◆ Exercise description: Without including the pictures, copy out every line below.

--- start Raw data ---

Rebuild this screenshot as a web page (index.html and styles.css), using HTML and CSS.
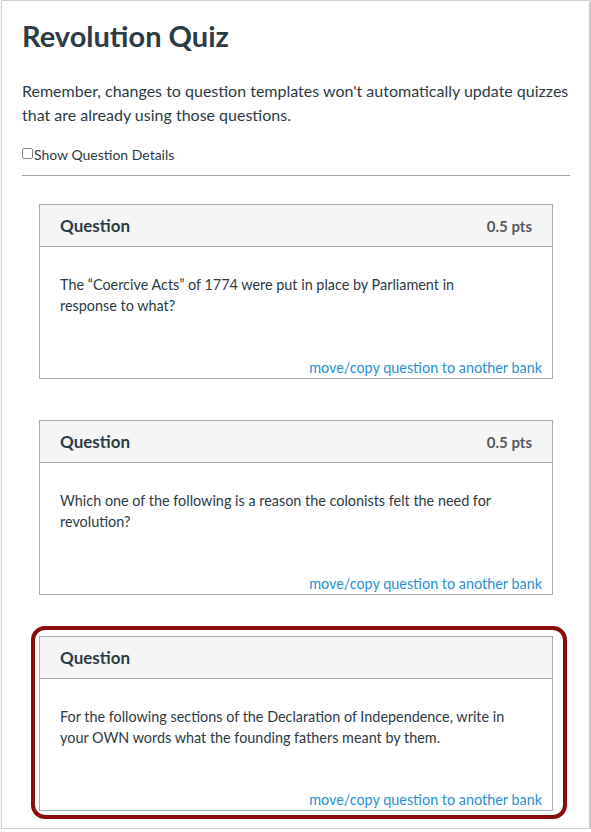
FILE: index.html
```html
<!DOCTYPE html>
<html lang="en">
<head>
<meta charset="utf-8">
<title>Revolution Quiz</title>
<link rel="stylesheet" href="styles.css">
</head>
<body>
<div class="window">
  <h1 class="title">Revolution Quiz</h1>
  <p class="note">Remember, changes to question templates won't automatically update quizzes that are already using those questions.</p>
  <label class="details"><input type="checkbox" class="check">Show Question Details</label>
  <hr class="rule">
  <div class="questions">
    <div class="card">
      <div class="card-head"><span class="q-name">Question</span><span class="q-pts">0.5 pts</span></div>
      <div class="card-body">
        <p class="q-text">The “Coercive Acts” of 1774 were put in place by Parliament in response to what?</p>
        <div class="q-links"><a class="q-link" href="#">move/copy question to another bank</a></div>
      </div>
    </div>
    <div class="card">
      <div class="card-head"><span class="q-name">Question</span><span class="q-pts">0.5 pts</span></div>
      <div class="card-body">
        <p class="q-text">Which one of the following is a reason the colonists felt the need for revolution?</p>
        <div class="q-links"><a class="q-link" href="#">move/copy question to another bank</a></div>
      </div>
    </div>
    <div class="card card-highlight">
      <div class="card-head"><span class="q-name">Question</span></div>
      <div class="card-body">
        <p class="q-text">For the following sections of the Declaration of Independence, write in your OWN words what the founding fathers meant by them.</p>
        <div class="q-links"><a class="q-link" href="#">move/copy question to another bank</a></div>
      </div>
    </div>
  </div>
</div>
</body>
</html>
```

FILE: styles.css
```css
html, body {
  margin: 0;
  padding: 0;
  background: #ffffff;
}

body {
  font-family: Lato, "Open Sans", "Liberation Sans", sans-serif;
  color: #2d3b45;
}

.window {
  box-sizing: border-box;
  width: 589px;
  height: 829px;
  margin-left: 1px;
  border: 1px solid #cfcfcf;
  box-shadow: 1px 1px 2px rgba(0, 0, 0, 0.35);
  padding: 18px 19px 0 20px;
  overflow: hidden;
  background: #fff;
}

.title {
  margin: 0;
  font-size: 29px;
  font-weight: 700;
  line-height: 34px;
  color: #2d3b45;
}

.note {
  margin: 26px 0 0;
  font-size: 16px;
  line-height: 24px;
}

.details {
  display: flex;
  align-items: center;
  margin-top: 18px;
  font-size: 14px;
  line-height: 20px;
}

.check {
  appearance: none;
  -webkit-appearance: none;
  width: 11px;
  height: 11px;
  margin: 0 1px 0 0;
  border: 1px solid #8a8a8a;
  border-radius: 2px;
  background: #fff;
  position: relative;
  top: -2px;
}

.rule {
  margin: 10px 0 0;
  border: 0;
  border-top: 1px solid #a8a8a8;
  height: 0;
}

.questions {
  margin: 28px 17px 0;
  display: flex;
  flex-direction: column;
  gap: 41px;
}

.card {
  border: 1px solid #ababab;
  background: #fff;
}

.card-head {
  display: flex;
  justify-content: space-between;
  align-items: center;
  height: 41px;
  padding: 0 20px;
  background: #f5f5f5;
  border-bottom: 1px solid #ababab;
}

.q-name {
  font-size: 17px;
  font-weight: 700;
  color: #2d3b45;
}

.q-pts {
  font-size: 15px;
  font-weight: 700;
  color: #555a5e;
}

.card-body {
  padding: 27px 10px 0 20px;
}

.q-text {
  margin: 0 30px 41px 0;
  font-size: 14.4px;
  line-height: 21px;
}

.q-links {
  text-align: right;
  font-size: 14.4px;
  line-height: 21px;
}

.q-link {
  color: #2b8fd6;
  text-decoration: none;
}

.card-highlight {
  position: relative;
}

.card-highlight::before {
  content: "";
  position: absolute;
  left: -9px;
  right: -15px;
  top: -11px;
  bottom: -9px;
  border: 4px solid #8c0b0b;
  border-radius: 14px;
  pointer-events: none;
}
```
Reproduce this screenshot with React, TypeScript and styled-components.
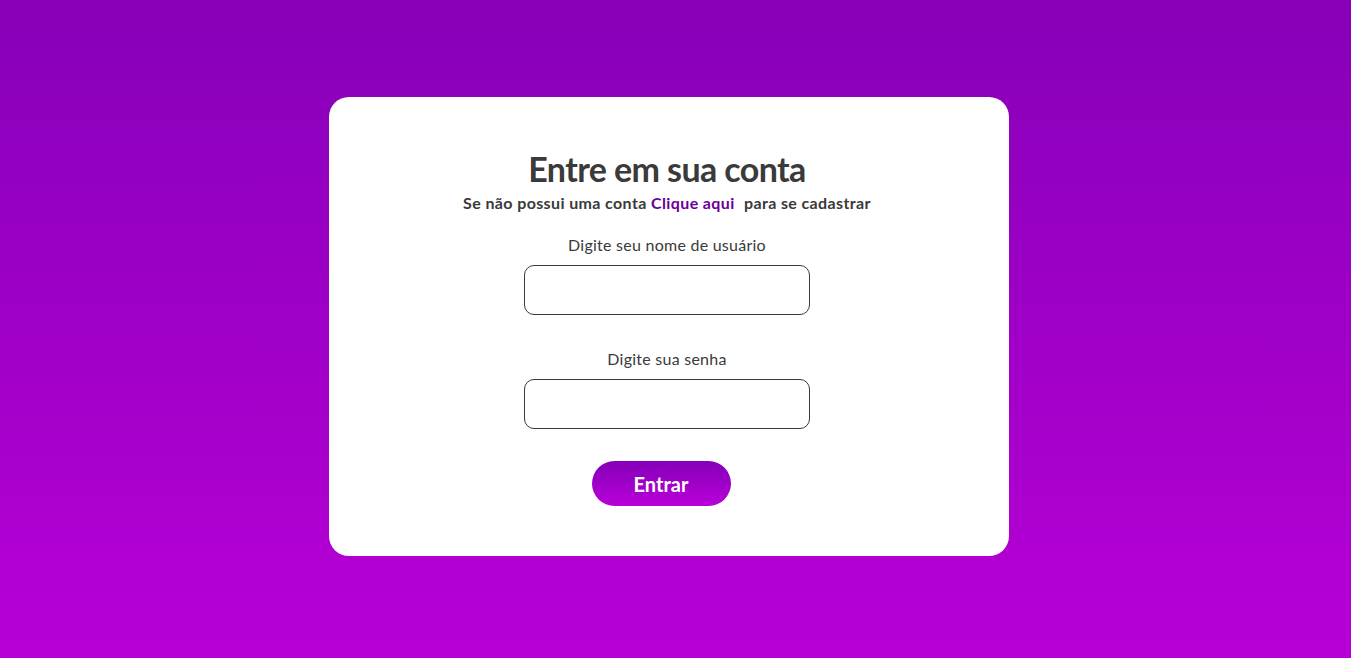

--- end Raw data ---

◆ Exercise solution:
Rebuild this screenshot as a web page (index.html and styles.css), using HTML and CSS.
FILE: index.html
```html
<!DOCTYPE html>
<html lang="en">
<head>
<meta charset="utf-8">
<title>Revolution Quiz</title>
<link rel="stylesheet" href="styles.css">
</head>
<body>
<div class="window">
  <h1 class="title">Revolution Quiz</h1>
  <p class="note">Remember, changes to question templates won't automatically update quizzes that are already using those questions.</p>
  <label class="details"><input type="checkbox" class="check">Show Question Details</label>
  <hr class="rule">
  <div class="questions">
    <div class="card">
      <div class="card-head"><span class="q-name">Question</span><span class="q-pts">0.5 pts</span></div>
      <div class="card-body">
        <p class="q-text">The “Coercive Acts” of 1774 were put in place by Parliament in response to what?</p>
        <div class="q-links"><a class="q-link" href="#">move/copy question to another bank</a></div>
      </div>
    </div>
    <div class="card">
      <div class="card-head"><span class="q-name">Question</span><span class="q-pts">0.5 pts</span></div>
      <div class="card-body">
        <p class="q-text">Which one of the following is a reason the colonists felt the need for revolution?</p>
        <div class="q-links"><a class="q-link" href="#">move/copy question to another bank</a></div>
      </div>
    </div>
    <div class="card card-highlight">
      <div class="card-head"><span class="q-name">Question</span></div>
      <div class="card-body">
        <p class="q-text">For the following sections of the Declaration of Independence, write in your OWN words what the founding fathers meant by them.</p>
        <div class="q-links"><a class="q-link" href="#">move/copy question to another bank</a></div>
      </div>
    </div>
  </div>
</div>
</body>
</html>
```

FILE: styles.css
```css
html, body {
  margin: 0;
  padding: 0;
  background: #ffffff;
}

body {
  font-family: Lato, "Open Sans", "Liberation Sans", sans-serif;
  color: #2d3b45;
}

.window {
  box-sizing: border-box;
  width: 589px;
  height: 829px;
  margin-left: 1px;
  border: 1px solid #cfcfcf;
  box-shadow: 1px 1px 2px rgba(0, 0, 0, 0.35);
  padding: 18px 19px 0 20px;
  overflow: hidden;
  background: #fff;
}

.title {
  margin: 0;
  font-size: 29px;
  font-weight: 700;
  line-height: 34px;
  color: #2d3b45;
}

.note {
  margin: 26px 0 0;
  font-size: 16px;
  line-height: 24px;
}

.details {
  display: flex;
  align-items: center;
  margin-top: 18px;
  font-size: 14px;
  line-height: 20px;
}

.check {
  appearance: none;
  -webkit-appearance: none;
  width: 11px;
  height: 11px;
  margin: 0 1px 0 0;
  border: 1px solid #8a8a8a;
  border-radius: 2px;
  background: #fff;
  position: relative;
  top: -2px;
}

.rule {
  margin: 10px 0 0;
  border: 0;
  border-top: 1px solid #a8a8a8;
  height: 0;
}

.questions {
  margin: 28px 17px 0;
  display: flex;
  flex-direction: column;
  gap: 41px;
}

.card {
  border: 1px solid #ababab;
  background: #fff;
}

.card-head {
  display: flex;
  justify-content: space-between;
  align-items: center;
  height: 41px;
  padding: 0 20px;
  background: #f5f5f5;
  border-bottom: 1px solid #ababab;
}

.q-name {
  font-size: 17px;
  font-weight: 700;
  color: #2d3b45;
}

.q-pts {
  font-size: 15px;
  font-weight: 700;
  color: #555a5e;
}

.card-body {
  padding: 27px 10px 0 20px;
}

.q-text {
  margin: 0 30px 41px 0;
  font-size: 14.4px;
  line-height: 21px;
}

.q-links {
  text-align: right;
  font-size: 14.4px;
  line-height: 21px;
}

.q-link {
  color: #2b8fd6;
  text-decoration: none;
}

.card-highlight {
  position: relative;
}

.card-highlight::before {
  content: "";
  position: absolute;
  left: -9px;
  right: -15px;
  top: -11px;
  bottom: -9px;
  border: 4px solid #8c0b0b;
  border-radius: 14px;
  pointer-events: none;
}
```
Reproduce this screenshot with React, TypeScript and styled-components.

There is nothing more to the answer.